Hatje Cantz, Germany, 2021. In English. 168 pp., 80+ illustrations, 12¾x13½".
The Day May Break is a new series of photographs by Nick Brandt, photographed in Zimbabwe and Kenya in late 2020. It is the first part of a global series portraying people and animals that have been impacted by environmental degradation and destruction.
The people in the photos were all affected by climate change - some displaced by cyclones that destroyed their homes, others such as farmers displaced and impoverished by years-long severe droughts.
Photographed at five sanctuaries / conservancies, the animals were rescued after everything from poaching of their parents to habitat destruction to poisoning. They can never be re-wilded. As a result, it was safe for human strangers to be close to them, photographed in the same frame at the same time.

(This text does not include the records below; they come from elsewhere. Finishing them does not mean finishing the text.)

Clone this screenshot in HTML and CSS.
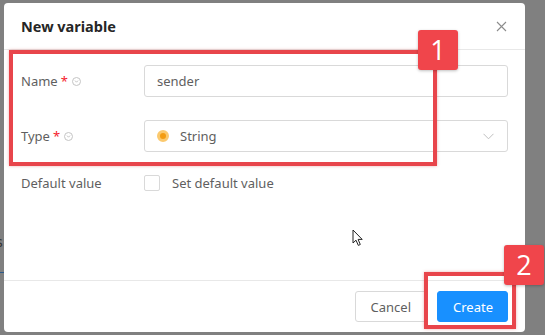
FILE: index.html
```html
<!DOCTYPE html>
<html lang="en">
<head>
    <meta charset="UTF-8">
    <meta name="viewport" content="width=device-width, initial-scale=1.0">
    <title>New variable</title>
    <link rel="stylesheet" href="styles.css">
</head>
<body>

    <div class="backdrop-bits">
        <span class="peek-text">s</span>
        <span class="peek-line"></span>
    </div>

    <div class="modal">
        <div class="modal-header">
            <h3>New variable</h3>
            <svg class="close" width="11" height="11" viewBox="0 0 11 11">
                <path d="M1 1L10 10M10 1L1 10" stroke="#8c8c8c" stroke-width="1.1" fill="none"/>
            </svg>
        </div>

        <div class="modal-body">
            <div class="form-row">
                <label class="form-label">Name <span class="req">*</span>
                    <svg class="help" width="9" height="9" viewBox="0 0 9 9"><circle cx="4.5" cy="4.5" r="4" stroke="#c4c4c4" fill="none"/><path d="M3 3.6L4.5 5.2L6 3.6" stroke="#c4c4c4" fill="none"/></svg>
                </label>
                <div class="input">sender</div>
            </div>

            <div class="form-row">
                <label class="form-label">Type <span class="req">*</span>
                    <svg class="help" width="9" height="9" viewBox="0 0 9 9"><circle cx="4.5" cy="4.5" r="4" stroke="#c4c4c4" fill="none"/><path d="M3 3.6L4.5 5.2L6 3.6" stroke="#c4c4c4" fill="none"/></svg>
                </label>
                <div class="input select">
                    <span class="type-dot"></span>
                    <span class="select-value">String</span>
                    <svg class="chevron" width="11" height="7" viewBox="0 0 11 7"><path d="M0.5 0.8L5.5 5.8L10.5 0.8" stroke="#bfbfbf" fill="none"/></svg>
                </div>
            </div>

            <div class="form-row check-row">
                <label class="form-label">Default value</label>
                <span class="checkbox"></span>
                <span class="check-text">Set default value</span>
            </div>
        </div>

        <div class="modal-footer">
            <button class="btn">Cancel</button>
            <button class="btn btn-primary">Create</button>
        </div>
    </div>

    <!-- annotations drawn over the screenshot -->
    <div class="mark mark-1"></div>
    <div class="badge badge-1">1</div>
    <div class="mark mark-2"></div>
    <div class="badge badge-2">2</div>

    <svg class="cursor" width="12" height="18" viewBox="0 0 12 18">
        <path d="M1 1L1 14L4 11.2L6.3 16.4L8.3 15.5L6.1 10.4L10.2 10.4Z" fill="#fff" stroke="#222" stroke-width="1" stroke-linejoin="round"/>
    </svg>

</body>
</html>
```

FILE: styles.css
```css
body {
    margin: 0;
    width: 545px;
    height: 335px;
    overflow: hidden;
    background: #808080;
    font-family: "Noto Sans", "Open Sans", Arial, sans-serif;
    position: relative;
}

.backdrop-bits .peek-text {
    position: absolute;
    left: -4px;
    top: 232px;
    font-size: 14px;
    color: #333;
}

.backdrop-bits .peek-line {
    position: absolute;
    left: 0;
    top: 272px;
    width: 4px;
    height: 1px;
    background: #2d5b8a;
}

.modal {
    margin: 3px 0 0 4px;
    width: 521px;
    height: 329px;
    background: #fff;
    border-radius: 4px;
    display: flex;
    flex-direction: column;
}

.modal-header {
    height: 46px;
    border-bottom: 1px solid #e8e8e8;
    display: flex;
    align-items: center;
    justify-content: space-between;
    padding: 0 18px 0 17px;
}

.modal-header h3 {
    margin: 0;
    font-size: 14.5px;
    font-weight: bold;
    color: #262626;
}

.modal-body {
    flex: 1;
    padding: 15px 17px 0 17px;
}

.form-row {
    display: flex;
    align-items: center;
    height: 32px;
    margin-bottom: 23px;
}

.form-label {
    width: 123px;
    font-size: 13px;
    color: #5f5f5f;
    display: flex;
    align-items: center;
}

.req {
    color: #f5222d;
    margin: 0 4px 0 3px;
}

.help {
    margin-top: 1px;
}

.input {
    flex: 1;
    height: 30px;
    border: 1px solid #d9d9d9;
    border-radius: 3px;
    display: flex;
    align-items: center;
    padding: 0 12px;
    font-size: 13px;
    color: #5f5f5f;
}

.type-dot {
    width: 6px;
    height: 6px;
    border-radius: 50%;
    background: #f39c12;
    border: 3px solid #fbc96e;
    margin-right: 11px;
}

.select-value {
    flex: 1;
}

.chevron {
    margin-right: 1px;
}

.check-row {
    height: 16px;
    margin-top: 2px;
}

.checkbox {
    width: 14px;
    height: 14px;
    border: 1px solid #d9d9d9;
    border-radius: 2px;
    margin-right: 12px;
}

.check-text {
    font-size: 13px;
    color: #5f5f5f;
}

.modal-footer {
    border-top: 1px solid #e8e8e8;
    height: 51px;
    display: flex;
    justify-content: flex-end;
    align-items: center;
    gap: 10px;
    padding: 0 17px;
}

.btn {
    height: 31px;
    padding: 0 15px;
    border: 1px solid #d9d9d9;
    border-radius: 3px;
    background: #fff;
    color: #5f5f5f;
    font-family: inherit;
    font-size: 13px;
}

.btn-primary {
    width: 71px;
    background: #1890ff;
    border-color: #1890ff;
    color: #fff;
}

.mark {
    position: absolute;
    border: 4px solid #e8454b;
    box-shadow: 0 0 3px rgba(200, 40, 40, 0.35);
}

.mark-1 {
    left: 9px;
    top: 50px;
    width: 420px;
    height: 108px;
}

.mark-2 {
    left: 424px;
    top: 272px;
    width: 84px;
    height: 49px;
}

.badge {
    position: absolute;
    width: 40px;
    height: 40px;
    background: #f0454b;
    border-radius: 3px;
    color: #fff;
    font-family: "Open Sans", Arial, sans-serif;
    font-size: 27px;
    line-height: 40px;
    text-align: center;
    box-shadow: 0 1px 3px rgba(0, 0, 0, 0.25);
}

.badge-1 {
    left: 418px;
    top: 30px;
}

.badge-2 {
    left: 504px;
    top: 245px;
}

.cursor {
    position: absolute;
    left: 352px;
    top: 229px;
}
```
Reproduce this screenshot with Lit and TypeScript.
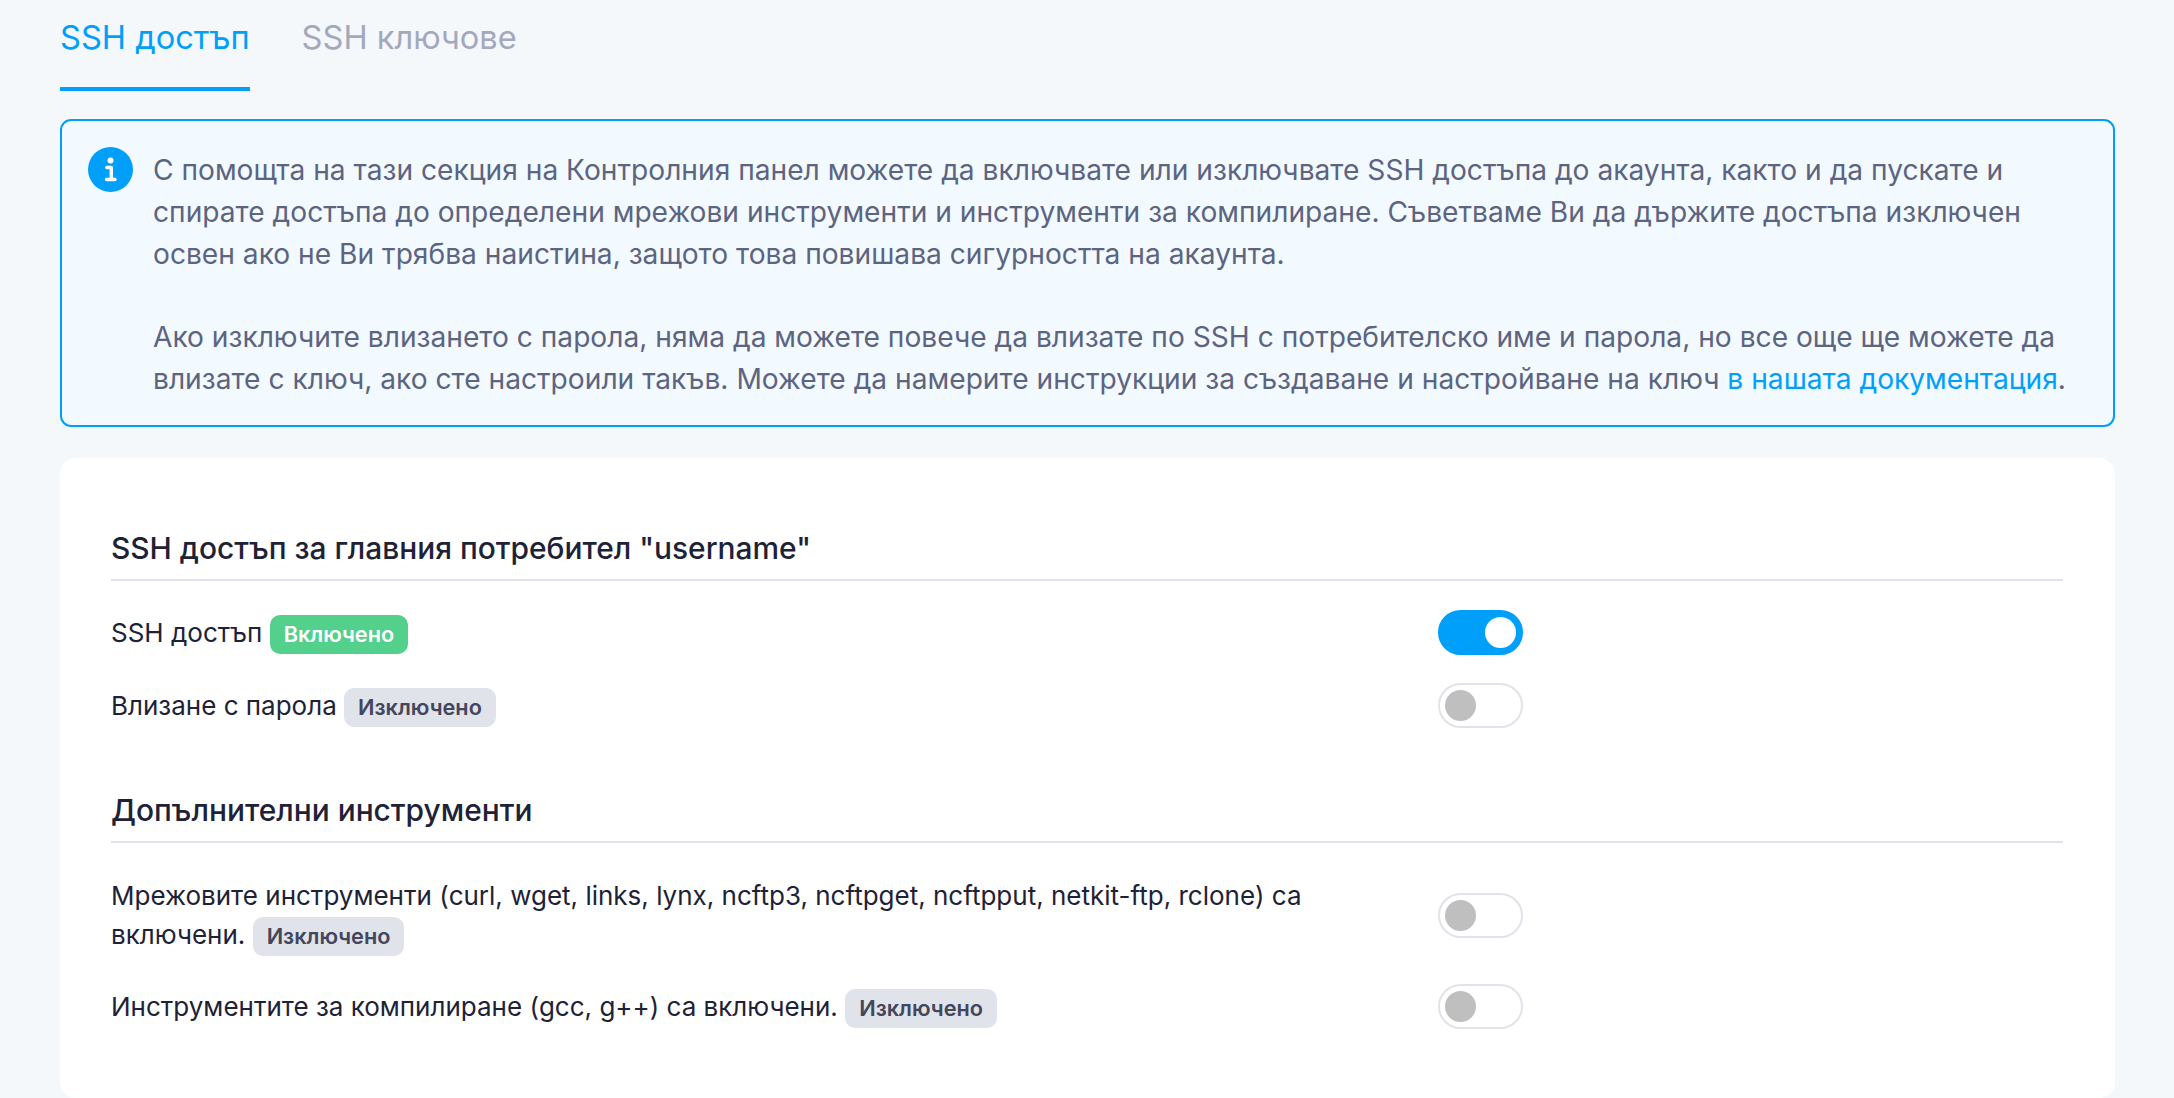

Fog - emanating from fog machines on location - is the unifying visual in the work, as we increasingly find ourselves in a kind of limbo, a once-recognizable natural world fast fading from view.
However, in spite of their loss, these people and animals are the survivors. And therein lies possibility and hope.
"Nick Brandt is an artist and witness who seizes bleak and desperate fates, and by some mystery and alchemy, transmutes these into a gesture of poignant and painful beauty. It has been an eon, and then some, since I experienced contemporary photographs of people of African roots created by a person of Euro-American origin, that were this tender, human and gorgeous."
— Yvonne Adhiambo Owuor, from the Foreword to The Day May Break, Author of Dust and The Dragonfly Sea.
"The environmental threat to life on this planet - both human and animal - is realized by Nick Brandt in The Day May Break to devastating effect in these powerful yet tender portraits. Art of this calibre is in a unique position to challenge and engage audiences in environmental conversation.”
— Mary Robinson, Former President of Ireland and United Nations High Commissioner for Human Rights and Climate Change, Chair of The Elders.
"A landmark body of work by one of photography’s great environmental champions. Showing how deeply our fates are intertwined, Brandt portrays people and animals together, causing us to reflect on the real-life consequences of climate change. Channeling his outrage into quiet determination, the result is a portrait of us all, at a critical moment in the Anthropocene."
— Phillip Prodger, Photography historian, former Head of Photographs at the National Portrait Gallery, London.